1. Remain rooted and grounded in the scriptures and in the historic teachings of the Christian church as defined in our Articles of Religion and Confession of Faith, and understood through the Wesleyan lens of faith.

2. Aspire to introduce all people, without exception, to Jesus Christ, recognizing that the mission in which we are engaged has eternal consequences. We are committed to carry out the Great Commission of Jesus in Matthew 28 to go into all the world to make disciples of Christ, teaching and baptizing in His name.

3. Lead all those who experience new birth in Jesus to deepen and grow in their relationship with Him, inviting the Holy Spirit to produce spiritual fruit within their lives as they similarly manifest the gifts of that Spirit. We encourage all to participate in discipleship and accountability groups, such as Wesleyan class and band meetings, and to utilize all the other means of grace to achieve this end.

4. Model the love of God in order to respond to the summons to love the Lord our God with all of our heart, mind, soul, and strength, and to love our neighbors as ourselves. To this end we are committed to fulfill the commandment in John 21 of lovingly feeding and tending to the flock of God and others, worshiping God in spirit, and in truth and watching over one another in love. This the church does until, perfected in love, it experiences the fullness of God’s restored Kingdom with Christ.

5. Recognize the laity as the people of God and a royal priesthood, chosen and empowered for the work of God in this world in full partnership with our clergy. We affirm the participation and leadership of those of all races, ethnicities, nationalities, sexes, and ages in the Body of Christ.

6. Encourage and affirm the call of God in the lives of clergy who are grounded in the authoritative witness of the Scriptures, set apart by the church, and recognized to possess the necessary gifts and graces for ministry in alignment and accountability with our settled doctrines and discipline.

7. Display a “catholic spirit” to the church universal, cherishing our place within the greater Body of Christ through mutual respect, cooperative relationships, and shared mission with others wherever possible. We envision a global church in which all work together, resourcing and learning from one another, to fulfill the tasks of the church given to it by God.

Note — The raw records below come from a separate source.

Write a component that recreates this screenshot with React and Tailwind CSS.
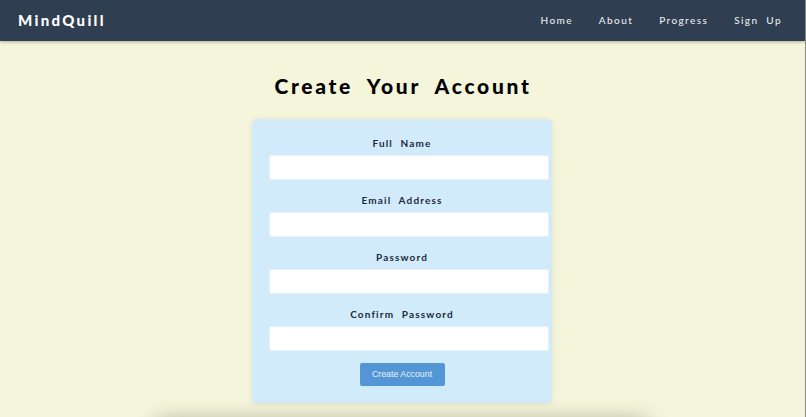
const font = "font-['Lato','Noto_Sans',sans-serif]";

const navLinks = ["Home", "About", "Progress", "Sign Up"];
const fields = ["Full Name", "Email Address", "Password", "Confirm Password"];

function Field({ label }) {
  return (
    <div className="flex flex-col items-center">
      <label className="h-[18px] text-[10px] leading-[12px] font-bold tracking-[1.15px] [word-spacing:4px] text-[#1b2a3d]">
        {label}
      </label>
      <input className="h-[25px] w-[280px] ml-[14px] shrink-0 rounded-[2px] border border-[#e6f0f8] bg-white outline-none" />
    </div>
  );
}

export default function App() {
  return (
    <div className={`h-[417px] overflow-hidden border-r border-[#8a8a80] bg-[#f5f5dc] ${font}`}>
      <header className="flex h-[41px] items-center justify-between bg-[#2f3e50] pl-[18px] pr-[23px] shadow-[0_1px_3px_rgba(0,0,0,0.3)]">
        <span className="text-[15px] font-black tracking-[2.3px] text-white">MindQuill</span>
        <nav className="flex gap-[26px]">
          {navLinks.map((link) => (
            <a key={link} className="text-[10px] font-medium tracking-[1.4px] [word-spacing:4px] text-[#e8ecef]">
              {link}
            </a>
          ))}
        </nav>
      </header>

      <main className="flex flex-col items-center pr-px">
        <h1 className="mt-[30px] h-[48px] pl-[2px] text-[21px] leading-[30px] font-black tracking-[2.7px] [word-spacing:7px] text-black">
          Create Your Account
        </h1>
        <form className="flex h-[284px] w-[300px] flex-col gap-[12px] rounded-[5px] bg-[#d2ebfb] pt-[18px] shadow-[0_1px_6px_rgba(0,0,0,0.08)]">
          <div className="flex flex-col gap-[14px]">
            {fields.map((field) => (
              <Field key={field} label={field} />
            ))}
          </div>
          <button
            type="button"
            className="mx-auto h-[23px] w-[85px] rounded-[2px] bg-[#5495d6] text-center font-['Liberation_Sans',sans-serif] text-[8.8px] text-[#e6f1fb]"
          >
            Create Account
          </button>
        </form>
        <div className="mt-[22px] h-[60px] w-[490px] shrink-0 bg-[#f5f5dc] shadow-[0_0_24px_rgba(0,0,0,0.45)]" />
      </main>
    </div>
  );
}
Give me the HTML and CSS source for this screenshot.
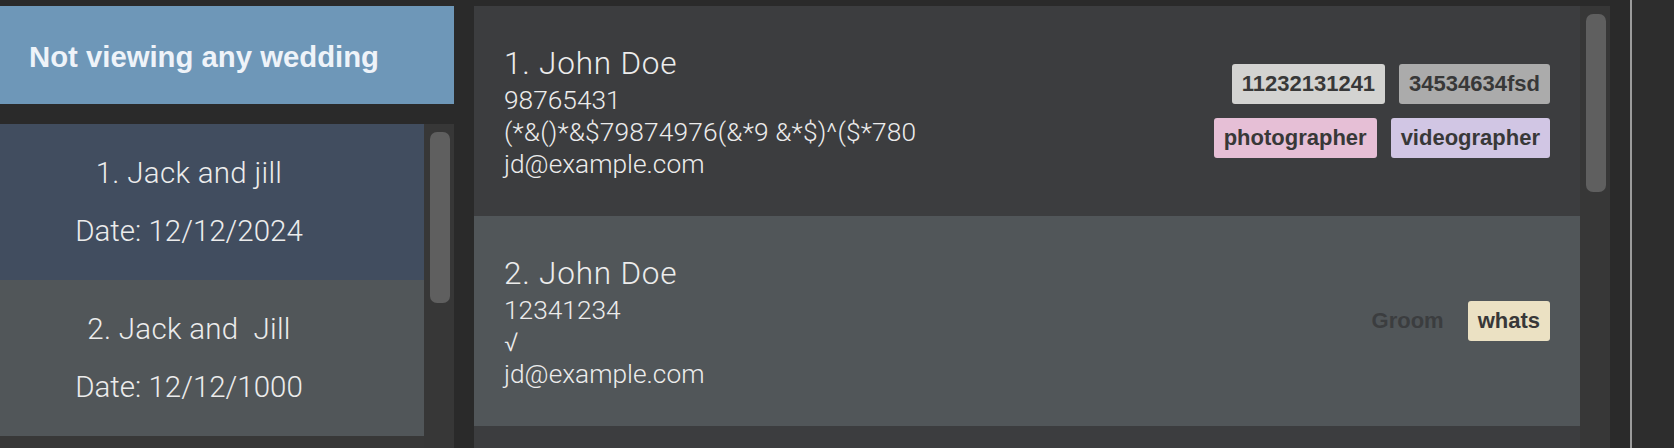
FILE: index.html
```html
<!DOCTYPE html>
<html lang="en">
<head>
<meta charset="utf-8">
<title>Weddings</title>
<link rel="stylesheet" href="styles.css">
</head>
<body>
<div class="app">
  <aside class="sidebar">
    <div class="wedding-banner">Not viewing any wedding</div>
    <div class="wedding-list">
      <div class="wedding-items">
        <div class="wedding-item selected">
          <div class="wedding-name">1. Jack and jill</div>
          <div class="wedding-date">Date: 12/12/2024</div>
        </div>
        <div class="wedding-item">
          <div class="wedding-name">2. Jack and  Jill</div>
          <div class="wedding-date">Date: 12/12/1000</div>
        </div>
      </div>
      <div class="scroll-track">
        <div class="scroll-thumb short"></div>
      </div>
    </div>
  </aside>

  <main class="person-panel">
    <div class="person-list">
      <div class="person-card">
        <div class="person-info">
          <div class="person-name">1. John Doe</div>
          <div class="person-line">98765431</div>
          <div class="person-line address">(*&amp;()*&amp;$79874976(&amp;*9 &amp;*$)^($*780</div>
          <div class="person-line">jd@example.com</div>
        </div>
        <div class="tags">
          <span class="tag tag-silver">11232131241</span>
          <span class="tag tag-grey">34534634fsd</span>
          <span class="tag tag-pink">photographer</span>
          <span class="tag tag-lilac">videographer</span>
        </div>
      </div>
      <div class="person-card alt">
        <div class="person-info">
          <div class="person-name">2. John Doe</div>
          <div class="person-line">12341234</div>
          <div class="person-line address">√</div>
          <div class="person-line">jd@example.com</div>
        </div>
        <div class="tags">
          <span class="tag tag-role">Groom</span>
          <span class="tag tag-cream">whats</span>
        </div>
      </div>
    </div>
    <div class="scroll-track">
      <div class="scroll-thumb tall"></div>
    </div>
  </main>

  <div class="edge">
    <div class="edge-line"></div>
    <div class="edge-fill"></div>
  </div>
</div>
</body>
</html>
```

FILE: styles.css
```css
html, body {
  margin: 0;
  padding: 0;
}

body {
  background: #2a2a2a;
  font-family: "Liberation Sans", Arial, sans-serif;
  overflow: hidden;
}

.app {
  display: flex;
  gap: 20px;
  height: 448px;
  overflow: hidden;
}

/* ---------- left column ---------- */
.sidebar {
  width: 454px;
  flex: none;
  margin-top: 6px;
  display: flex;
  flex-direction: column;
  gap: 20px;
}

.wedding-banner {
  height: 98px;
  box-sizing: border-box;
  padding: 3px 0 0 29px;
  display: flex;
  align-items: center;
  background: #6e97b8;
  color: #eef3f9;
  font-size: 29.3px;
  font-weight: bold;
}

.wedding-list {
  flex: 1;
  display: flex;
  background: #383838;
}

.wedding-items {
  width: 424px;
  flex: none;
}

.wedding-item {
  height: 156px;
  box-sizing: border-box;
  padding-right: 46px;
  display: flex;
  flex-direction: column;
  align-items: center;
  justify-content: center;
  gap: 24px;
  background: #515659;
  color: #ececec;
  font-family: Roboto, "Liberation Sans", sans-serif;
  font-weight: 300;
  font-size: 29.5px;
  line-height: 34px;
  white-space: pre;
}

.wedding-name {
  letter-spacing: 0.3px;
}

.wedding-item.selected {
  background: #414d5f;
}

.scroll-track {
  width: 30px;
  flex: none;
  box-sizing: border-box;
  padding: 8px 4px 0 6px;
  background: #373737;
}

.scroll-thumb {
  background: #5f5f5f;
  border-radius: 7px;
}

.scroll-thumb.short {
  height: 171px;
}

.scroll-thumb.tall {
  height: 178px;
}

/* ---------- person panel ---------- */
.person-panel {
  width: 1136px;
  flex: none;
  margin-top: 6px;
  display: flex;
  background: #3c3d3f;
}

.person-list {
  flex: 1;
}

.person-card {
  height: 210px;
  box-sizing: border-box;
  padding: 0 30px;
  display: flex;
  align-items: center;
  justify-content: space-between;
  background: #3c3d3f;
}

.person-card.alt {
  background: #515659;
}

.person-info {
  margin-top: 2px;
  color: #ececec;
  font-family: Roboto, "Liberation Sans", sans-serif;
  font-weight: 300;
  font-size: 26.3px;
  line-height: 32px;
  white-space: nowrap;
}

.person-name {
  font-size: 31.5px;
  line-height: 40px;
  letter-spacing: 0.8px;
}

.person-line.address {
  letter-spacing: 0.15px;
}

.tags {
  width: 350px;
  display: flex;
  flex-wrap: wrap;
  justify-content: flex-end;
  gap: 14px;
}

.tag {
  padding: 7px 10px;
  border-radius: 3px;
  font-size: 22px;
  font-weight: bold;
  line-height: 26px;
  color: #383838;
}

.tag-silver { background: #d3d3d1; }
.tag-grey { background: #ababab; }
.tag-pink { background: #e6bfd6; }
.tag-lilac { background: #d1c6e4; }
.tag-cream { background: #ebe1c3; }
.tag-role {
  background: transparent;
  color: #3b3d3f;
}

/* ---------- right edge ---------- */
.edge {
  flex: 1;
  display: flex;
}

.edge-line {
  width: 2px;
  background: #9b9b9b;
}

.edge-fill {
  flex: 1;
  background: #2d2d2d;
}
```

8. Provide an organization and structure that is able to accomplish its primary functions of support, with a connectional polity that can empower and multiply the gifts of all for the sake of Christ’s work in the world.

 

FOUNDATIONAL DOCUMENTS AND DOCTRINAL STANDARDS

 

The following summaries of the apostolic witness disclosed in Scripture have been affirmed by many Christian communities, and express orthodox Christian teaching.

 

THE APOSTLES’ CREED

 

I believe in God, the Father Almighty, creator of heaven and earth. I believe in Jesus Christ, His only Son, our Lord, who was conceived by the Holy Spirit, born of the Virgin Mary, suffered under Pontius Pilate, was crucified, died, and was buried; He descended to the dead. On the third day He rose again; He ascended into heaven,

Is seated at the right hand of the Father, and will come again to judge the living and the dead.

I believe in the Holy Spirit, the holy catholic* church,

the communion of saints, the forgiveness of sins, the resurrection of the body and the life everlasting. Amen.

* universal

 

THE NICENE CREED (A.D. 381)

 

We believe in one God, the Father, the Almighty, maker of heaven and earth, of all that is, seen and unseen.

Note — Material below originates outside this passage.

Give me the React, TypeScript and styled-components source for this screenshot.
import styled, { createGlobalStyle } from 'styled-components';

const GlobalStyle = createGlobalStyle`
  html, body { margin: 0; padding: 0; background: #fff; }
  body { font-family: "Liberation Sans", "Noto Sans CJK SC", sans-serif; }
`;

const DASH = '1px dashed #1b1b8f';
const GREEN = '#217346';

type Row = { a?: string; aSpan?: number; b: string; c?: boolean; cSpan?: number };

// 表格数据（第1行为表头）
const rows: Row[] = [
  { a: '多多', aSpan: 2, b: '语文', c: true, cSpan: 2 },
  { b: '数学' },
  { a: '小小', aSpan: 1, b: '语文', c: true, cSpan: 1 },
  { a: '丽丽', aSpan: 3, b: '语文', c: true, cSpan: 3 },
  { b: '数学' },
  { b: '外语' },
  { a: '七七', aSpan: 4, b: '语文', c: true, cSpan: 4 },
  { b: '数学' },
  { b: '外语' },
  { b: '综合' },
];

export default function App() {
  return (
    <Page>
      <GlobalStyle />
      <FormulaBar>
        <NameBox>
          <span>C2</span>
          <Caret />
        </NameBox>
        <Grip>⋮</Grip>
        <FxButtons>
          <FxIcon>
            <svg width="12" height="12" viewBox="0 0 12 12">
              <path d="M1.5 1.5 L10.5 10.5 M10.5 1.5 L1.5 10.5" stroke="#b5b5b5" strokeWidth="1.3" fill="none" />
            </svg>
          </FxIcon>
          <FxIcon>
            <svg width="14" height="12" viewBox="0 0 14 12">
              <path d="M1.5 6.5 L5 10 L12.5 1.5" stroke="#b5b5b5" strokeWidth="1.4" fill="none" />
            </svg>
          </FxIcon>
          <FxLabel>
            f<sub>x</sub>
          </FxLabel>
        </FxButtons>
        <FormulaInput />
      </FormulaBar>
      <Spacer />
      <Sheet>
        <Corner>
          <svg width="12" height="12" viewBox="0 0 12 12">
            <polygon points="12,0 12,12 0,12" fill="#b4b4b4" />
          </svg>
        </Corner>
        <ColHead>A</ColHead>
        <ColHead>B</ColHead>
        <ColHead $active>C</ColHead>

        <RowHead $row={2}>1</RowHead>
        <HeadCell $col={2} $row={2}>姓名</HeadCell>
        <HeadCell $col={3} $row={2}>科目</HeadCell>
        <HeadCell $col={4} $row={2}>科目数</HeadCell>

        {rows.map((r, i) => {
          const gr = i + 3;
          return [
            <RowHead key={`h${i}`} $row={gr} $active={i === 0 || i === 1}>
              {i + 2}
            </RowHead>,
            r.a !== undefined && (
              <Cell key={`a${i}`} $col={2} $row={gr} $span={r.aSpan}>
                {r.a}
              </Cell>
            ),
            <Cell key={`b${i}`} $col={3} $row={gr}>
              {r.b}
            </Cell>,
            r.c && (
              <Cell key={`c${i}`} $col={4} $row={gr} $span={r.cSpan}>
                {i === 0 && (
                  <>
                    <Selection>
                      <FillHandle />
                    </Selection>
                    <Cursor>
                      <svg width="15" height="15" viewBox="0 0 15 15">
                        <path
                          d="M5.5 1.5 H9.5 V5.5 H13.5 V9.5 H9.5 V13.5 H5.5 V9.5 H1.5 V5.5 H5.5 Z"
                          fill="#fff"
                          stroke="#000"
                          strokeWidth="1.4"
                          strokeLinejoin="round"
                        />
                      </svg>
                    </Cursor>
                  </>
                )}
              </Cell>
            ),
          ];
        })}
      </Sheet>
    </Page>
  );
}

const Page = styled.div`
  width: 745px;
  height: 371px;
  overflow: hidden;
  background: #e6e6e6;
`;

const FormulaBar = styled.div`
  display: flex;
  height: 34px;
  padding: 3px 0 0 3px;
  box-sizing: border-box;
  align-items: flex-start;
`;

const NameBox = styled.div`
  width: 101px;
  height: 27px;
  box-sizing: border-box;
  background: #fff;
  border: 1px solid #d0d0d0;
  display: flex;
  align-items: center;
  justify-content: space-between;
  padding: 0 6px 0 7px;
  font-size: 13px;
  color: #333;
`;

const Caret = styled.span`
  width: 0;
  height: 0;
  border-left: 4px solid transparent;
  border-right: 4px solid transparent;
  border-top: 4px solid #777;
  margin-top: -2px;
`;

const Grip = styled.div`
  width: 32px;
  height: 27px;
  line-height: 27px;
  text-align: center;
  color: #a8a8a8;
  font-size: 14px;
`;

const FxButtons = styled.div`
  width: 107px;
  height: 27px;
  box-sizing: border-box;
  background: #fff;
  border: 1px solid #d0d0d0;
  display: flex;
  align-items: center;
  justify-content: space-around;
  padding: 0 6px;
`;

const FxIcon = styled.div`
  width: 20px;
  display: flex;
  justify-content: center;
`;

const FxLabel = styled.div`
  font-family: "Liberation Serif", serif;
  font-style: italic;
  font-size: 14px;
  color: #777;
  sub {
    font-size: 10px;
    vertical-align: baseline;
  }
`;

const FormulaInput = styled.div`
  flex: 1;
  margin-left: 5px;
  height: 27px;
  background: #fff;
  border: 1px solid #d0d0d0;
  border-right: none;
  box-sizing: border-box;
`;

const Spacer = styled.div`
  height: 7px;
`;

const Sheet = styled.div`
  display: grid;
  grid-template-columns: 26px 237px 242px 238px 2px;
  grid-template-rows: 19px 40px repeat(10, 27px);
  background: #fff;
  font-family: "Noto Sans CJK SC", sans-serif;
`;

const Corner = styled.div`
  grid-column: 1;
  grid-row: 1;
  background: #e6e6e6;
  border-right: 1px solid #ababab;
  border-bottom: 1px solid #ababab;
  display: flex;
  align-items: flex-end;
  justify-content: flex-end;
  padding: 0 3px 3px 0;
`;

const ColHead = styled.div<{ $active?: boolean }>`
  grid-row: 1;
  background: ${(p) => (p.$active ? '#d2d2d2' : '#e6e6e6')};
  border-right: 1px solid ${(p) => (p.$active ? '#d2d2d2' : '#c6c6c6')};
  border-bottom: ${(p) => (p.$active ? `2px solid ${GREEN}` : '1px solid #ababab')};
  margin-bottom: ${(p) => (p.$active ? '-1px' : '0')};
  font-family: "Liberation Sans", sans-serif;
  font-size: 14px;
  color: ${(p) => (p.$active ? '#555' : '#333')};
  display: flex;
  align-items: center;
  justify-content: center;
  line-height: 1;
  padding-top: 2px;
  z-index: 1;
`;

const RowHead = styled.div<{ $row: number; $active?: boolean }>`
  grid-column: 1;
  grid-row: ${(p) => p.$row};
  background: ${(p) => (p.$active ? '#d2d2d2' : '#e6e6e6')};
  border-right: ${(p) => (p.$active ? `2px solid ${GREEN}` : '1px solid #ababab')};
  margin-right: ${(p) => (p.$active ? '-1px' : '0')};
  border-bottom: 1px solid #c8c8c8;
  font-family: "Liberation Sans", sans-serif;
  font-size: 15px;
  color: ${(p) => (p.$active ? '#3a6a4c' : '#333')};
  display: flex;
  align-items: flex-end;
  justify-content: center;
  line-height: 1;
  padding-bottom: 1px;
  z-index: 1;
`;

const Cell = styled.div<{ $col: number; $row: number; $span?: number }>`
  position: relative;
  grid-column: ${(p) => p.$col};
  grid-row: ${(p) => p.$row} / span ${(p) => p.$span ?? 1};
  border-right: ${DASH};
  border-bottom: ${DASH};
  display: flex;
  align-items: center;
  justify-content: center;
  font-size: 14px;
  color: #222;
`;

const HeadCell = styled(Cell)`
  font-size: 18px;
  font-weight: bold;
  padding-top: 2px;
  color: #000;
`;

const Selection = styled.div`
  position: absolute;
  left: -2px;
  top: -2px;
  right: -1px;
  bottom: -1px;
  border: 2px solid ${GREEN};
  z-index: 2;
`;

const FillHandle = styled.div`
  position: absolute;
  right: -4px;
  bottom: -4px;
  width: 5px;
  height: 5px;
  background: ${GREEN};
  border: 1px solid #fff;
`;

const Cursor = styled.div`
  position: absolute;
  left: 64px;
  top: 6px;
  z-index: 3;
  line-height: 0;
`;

We believe in one Lord, Jesus Christ, the only Son of God, eternally begotten of the Father, God from God, Light from Light, true God from true God, begotten, not made, of one Being with the Father; through Him all things were made. For us and for our salvation He came down from heaven, was incarnate of the Holy Spirit and the Virgin Mary and became truly human.
For our sake He was crucified under Pontius Pilate;
He suffered death and was buried. On the third day He rose again in accordance with the Scriptures; He ascended into heaven and is seated at the right hand of the Father. He will come again in glory to judge the living and the dead, and His kingdom will have no end.

We believe in the Holy Spirit, the Lord, the giver of life, who proceeds from the Father and the Son, who with the Father and the Son is worshiped and glorified, who has spoken through the prophets.

We believe in one holy catholic* and apostolic church. We acknowledge one baptism for the forgiveness of sins. We look for the resurrection of the dead, and the life of the world to come. Amen.

* universal

 

THE DEFINITION OF CHALCEDON (A.D. 451)

 

Following the holy fathers, we teach with one voice that the Son of God and our Lord Jesus Christ is to be confessed as one and the same Person, That He is perfect in Godhead and perfect in manhood, truly God and truly man, of a reasonable soul and body consisting of one substance with the Father as regards His Godhead, and at the same time of one substance with us as regards His manhood, like us in all respects, apart from sin.

Begotten of His Father before the ages as regards His Godhead, But in these last days born for us and for our salvation of the Virgin Mary, the God- bearer.
This one and the same Jesus Christ, the only-begotten Son of God, must be confessed to be in two natures, without confusion, without changes, without division, not as parted or separated into two persons, but one and the same Son and only-begotten God the Word, our Lord Jesus Christ.
Even as the prophets from earliest times spoke of Him, And our Lord Jesus Christ Himself taught us,
And the creed of the fathers has handed down to us.